Conforme discutido acima, o fato do azeite de oliva ser um óleo que se mantém no estado líquido quando vertido cru na finalização de pratos, e mais fluido ainda quando empregado durante diversos processos de cocção, inclusive na fritura por imersão, leva os sommeliers a tratarem-no como um aporte de untuosidade ao prato. Faz-se extremamente importante nesse momento a distinção entre o efeito dos óleos ou gorduras líquidos na cavidade bucal, os quais provocam uma sensação tátil escorregadia de untuosidade, e o efeito das gorduras sólidas como da manteiga, de um sashimi toro ou de um enchido de porco, cuja sensação tátil é de emplastramento ou pastosidade. Dessa forma, fica muito claro que temos que ser cautelosíssimos com asserções do tipo “acidez limpa gordura”. Qual gordura, líquida como o azeite ou gordura sólida? Se a gordura é líquida, temos que buscar no vinho elementos que enxuguem ou minimizem os efeitos desta untuosidade na boca. A acidez dominante no equilíbrio de um vinho induz a uma salivação intensa, ou seja, estamos aumentando a quantidade de líquidos na cavidade bucal, ao invés de diminuir. 

Felizmente, para enxugar a untuosidade que o azeite acarreta e tornar um prato generoso deste óleo dourado mais harmonioso e estimulante, dispomos de duas alternativas a considerar nos vinhos, que não a sua acidez: em primeiro lugar os taninos, e quando eles não foram uma boa opção, a alcoolicidade. Os taninos presentes nos vinhos tintos, e em escala muito menor em alguns brancos e “laranjas” estruturados e fenólicos, fomentam uma sensação tátil de adstringência em toda a boca, a saber, precipitam algumas proteínas como a mucina, responsáveis pela capacidade de lubrificação da nossa saliva. Pratos de cozimento longo que levam azeite e outras gorduras na preparação e na constituição dos seus ingredientes, gerando aquele molho próprio saborosíssimo e divinamente untuoso, escoltado por um poderoso tinto, firme, austero e adstringente, não soa espetacular esta harmonia? Uma chanfana de borrego com um grande Bairrada Garrafeira, magnífico exemplo. Seus taninos combatem a untuosidade do prato e em contrapartida a untuosidade amortece a aspereza dos taninos, neste caso 1 + 1 = 3.

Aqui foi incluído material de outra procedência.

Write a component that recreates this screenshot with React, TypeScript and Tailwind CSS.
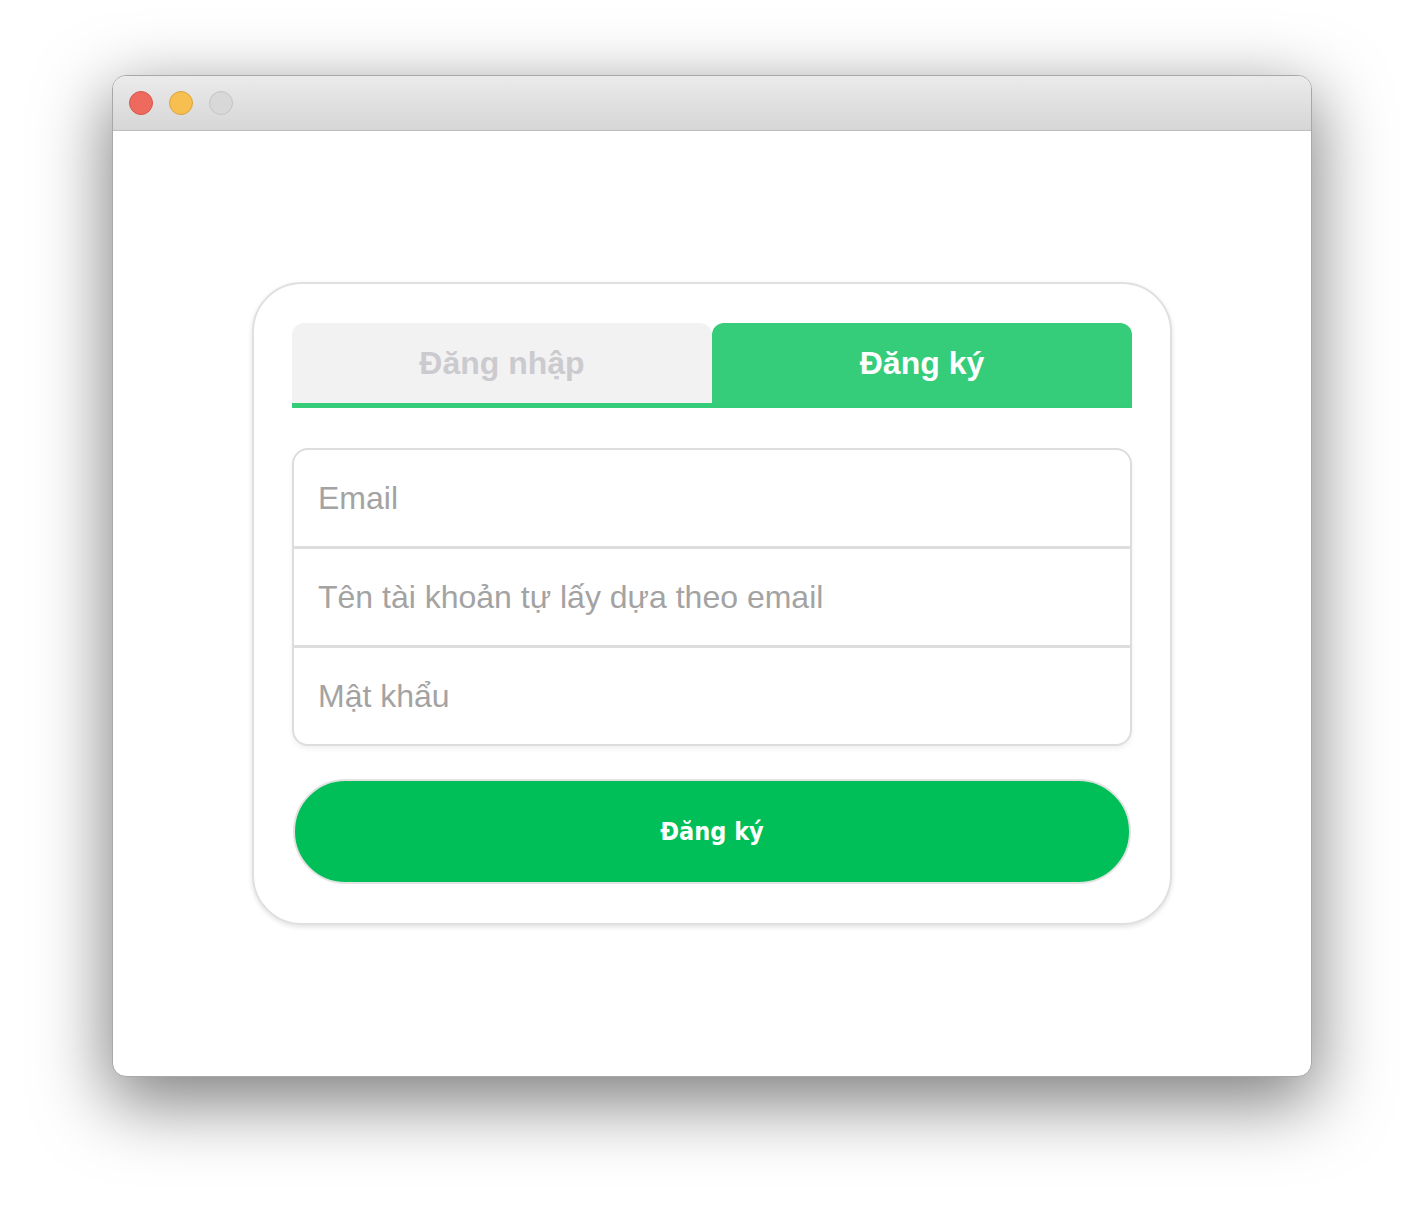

Todavia, nem sempre podemos servir-nos dos taninos para harmonizar com pratos embebidos da fluida untuosidade do azeite de oliva. Um tinto tânico com um bacalhau à Lagareiro pode metalizar-se no confronto com os sabores marinhos iodados concentrados pelo processo de salga do peixe. Nem pensar neste estilo poderoso de vinho tinto para enxugar saladas, peixes grelhados no carvão com um merecido fio de óleo, e outras iguarias delicadas. Neste caso dispomos de um outro expediente para contrapor à untuosidade, ainda que não tão eficiente como a carga tânica dos tintos: o álcool etílico. O principal produto da fermentação dos açucares do mosto, o etanol, possui uma parte apolar na sua cadeia molecular, tal como as gorduras, que nele são solúveis e, por isso, passíveis de serem limpas. De volta ao bacalhau à Lagareiro, servido num mar fumegante de bom azeite, apetece-me muito sugerir um casamento especial com algum robusto Encruzado do Dão, de destacada carga alcoólica (preferencialmente acima dos 14ºGL), mas de discreta ou nenhuma presença de madeira e de seus aportes de taninos elágicos.

Em conclusão, mitigar a untuosidade que o azeite de oliva confere às preparações culinárias é o ponto fulcral para lograrmos um conúbio enogastronômico feliz, e isso pode ser trabalhado através da carga tânica ou alcoólica do vinho. Em segundo lugar, é aconselhável termos alguma atenção com os azeites muito ricos em polifenóis, e por isso tendenciosamente mais amargos, adstringentes e picantes, como um deliciosamente pungente Verdeal transmontano. Estas sensações de dureza poderiam chocar-se com e realçarem sinergicamente os taninos de um tinto, mas, felizmente, como estes azeites mais herbáceos e picantes são mormente empregados na finalização de saladas, pratos mais delicados com legumes, sopas e pescados, para os quais devemos empregar vinhos brancos e sua alcoolicidade contra a untuosidade, este risco é minimizado. Finalmente, os aromas do azeite assumem assim um papel acessório na harmonização vinho-óleo de oliva. Logicamente ajustes de sintonia fina com vinhos que apresentem um perfil aromático coerente com o azeite em questão, mais para o lado frutado, ou mais para o herbáceo ou para o especiado, são bem-vindos, ainda que seja fundamental considerar o perfil aromático final do prato, e não apenas do azeite empregado.